Le développement de la méthanisation « à la Française », qui est essentiellement agricole, devrait donc permettre d’atteindre les objectifs pour 2030, grâce à la filière agricole autonome (423 unités en 2023), mais aussi par la mise en place d’une filière territoriale (136 unités en 2023) avec de gros porteurs de projets, énergéticiens, coopératives agricoles, etc.
D’autre part, GRDF pourra également compter sur la montée en puissance de la méthanisation des boues et des eaux usées issues de stations d’épuration urbaines, qui présente un fort intérêt pour le monde de l’eau, mais aussi sur la méthanisation territoriale, le biogaz issu des ISDND¹ et la filière biodéchets.
Et au-delà de 2030 ? Pour atteindre ses objectifs à très long terme, c’est-à-dire 100 % de gaz vert en 2050, GRDF compte aussi énormément sur d’autres technologies de production de biogaz, actuellement peu développées ou encore à l’échelle pilote : la pyrogazeification, la gazéification hydrothermale, le Power-To-Méthane et l’hydrogène.
Décarbonation de l’industrie : quelles sont les actions à mener ?
En ce qui concerne l’industrie, GRDF rappelle que 70 % des procédés thermiques industriels ne pourront pas être électrifiés (29 % au maximum seront électrifiables à l’horizon 2035). Disposer d’équipements industriels au gaz toujours plus performants est donc une nécessité.
GRDF souligne ainsi que le remplacement des brûleurs d’ancienne génération permet de gagner jusqu’à 60 % d’énergie et que l’amélioration des rendements de process représente un potentiel de chaleur fatale valorisable supérieur a 109 TWh !

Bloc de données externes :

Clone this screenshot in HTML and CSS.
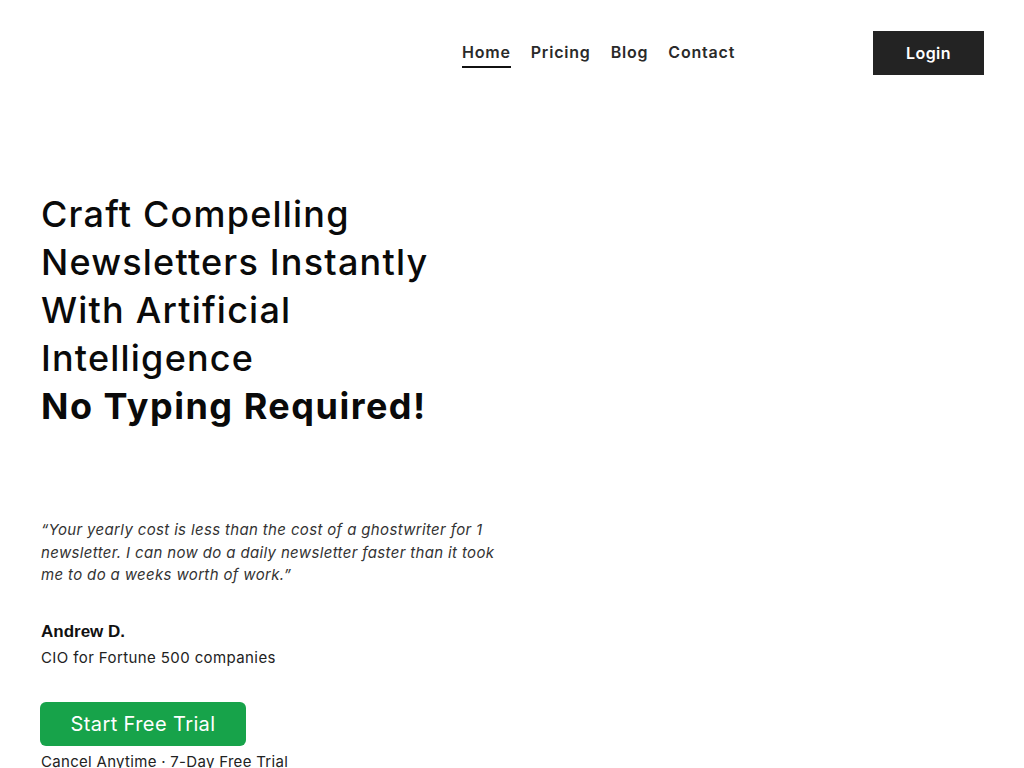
FILE: index.html
```html
<!DOCTYPE html>
<html lang="en">
<head>
<meta charset="utf-8">
<title>Newsletter AI</title>
<link rel="stylesheet" href="styles.css">
</head>
<body>
<header class="topbar">
  <div class="brand"></div>
  <nav class="nav">
    <a class="nav-link active" href="#">Home</a>
    <a class="nav-link" href="#">Pricing</a>
    <a class="nav-link" href="#">Blog</a>
    <a class="nav-link" href="#">Contact</a>
  </nav>
  <a class="login" href="#">Login</a>
</header>
<main class="hero">
  <h1 class="headline">Craft Compelling Newsletters Instantly With Artificial Intelligence<br><strong>No Typing Required!</strong></h1>
  <blockquote class="quote">“Your yearly cost is less than the cost of a ghostwriter for 1 newsletter. I can now do a daily newsletter faster than it took me to do a weeks worth of work.”</blockquote>
  <div class="author">
    <div class="author-name">Andrew D.</div>
    <div class="author-role">CIO for Fortune 500 companies</div>
  </div>
  <a class="cta" href="#">Start Free Trial</a>
  <div class="cta-note">Cancel Anytime · 7-Day Free Trial</div>
</main>
</body>
</html>
```
FILE: styles.css
```css
* { box-sizing: border-box; }
html, body { margin: 0; padding: 0; background: #fff; }
body {
  font-family: "Inter", "Open Sans", sans-serif;
  color: #111;
  overflow: hidden;
  height: 768px;
}
a { text-decoration: none; color: inherit; }

.topbar {
  display: grid;
  grid-template-columns: 422px auto 1fr;
  align-items: center;
  padding: 31px 40px 0 40px;
}
.nav {
  display: flex;
  gap: 20px;
  align-items: center;
}
.nav-link {
  font-size: 16px;
  font-weight: 600;
  letter-spacing: 0.8px;
  color: #2a2a2a;
  padding: 4px 0 4px;
  border-bottom: 2px solid transparent;
  line-height: 20px;
}
.nav-link.active {
  border-bottom-color: #111;
}
.login {
  justify-self: end;
  width: 111px;
  height: 44px;
  display: flex;
  align-items: center;
  justify-content: center;
  background: #232323;
  color: #fff;
  font-size: 16px;
  font-weight: 600;
  letter-spacing: 0.4px;
}

.hero {
  padding: 115px 40px 0 41px;
}
.headline {
  margin: 0;
  width: 430px;
  font-size: 36px;
  font-weight: 450;
  letter-spacing: 1.2px;
  line-height: 48px;
  color: #0a0a0a;
}
.headline strong { font-weight: 700; letter-spacing: 1.5px; }

.quote {
  margin: 89px 0 0 0;
  width: 466px;
  font-style: italic;
  font-size: 15px;
  letter-spacing: 0.35px;
  line-height: 22.5px;
  color: #333;
}
.author { margin-top: 33px; }
.author-name {
  font-family: "Liberation Sans", "Roboto", sans-serif;
  font-weight: 700;
  font-size: 17px;
  color: #111;
  line-height: 24px;
}
.author-role {
  font-size: 15px;
  letter-spacing: 0.4px;
  line-height: 24px;
  color: #222;
  margin-top: 2px;
}
.cta {
  display: inline-flex;
  align-items: center;
  justify-content: center;
  margin-top: 32px;
  margin-left: -1px;
  width: 206px;
  height: 44px;
  border-radius: 6px;
  background: #17a34a;
  color: #fff;
  font-size: 20px;
  font-weight: 400;
  letter-spacing: 0.4px;
}
.cta-note {
  font-size: 15px;
  letter-spacing: 0.3px;
  color: #222;
  line-height: 20px;
  margin-top: 6px;
}
```
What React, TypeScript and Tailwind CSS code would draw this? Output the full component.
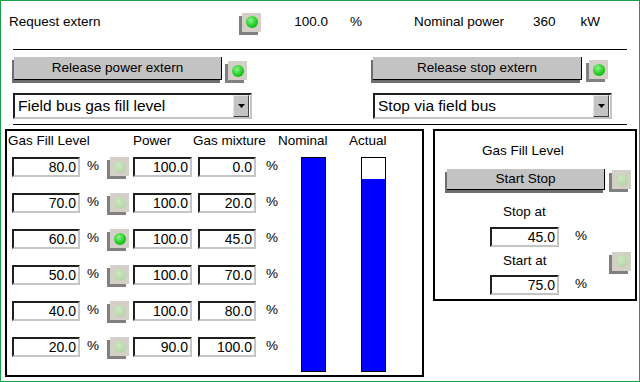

L’intégration de gaz vert dans la consommation des industriels via le recours au Biogas Purchase Agreement (BPA) va également se développer, sur l’exemple de deux gros consommateurs de gaz, Arkema et Saint-Gobain.
Enfin, l’avenir est aussi aux technologies de captage, de stockage et de valorisation du carbone, à l’instar de la chaudière CH0C, un démonstrateur basé sur la technologie d’oxycombustion dont la mise en route est prévue pour septembre 2024.
¹ Les Installations de Stockage des Déchets Non Dangereux récupèrent et valorisent le biogaz émis naturellement par les déchets stockés.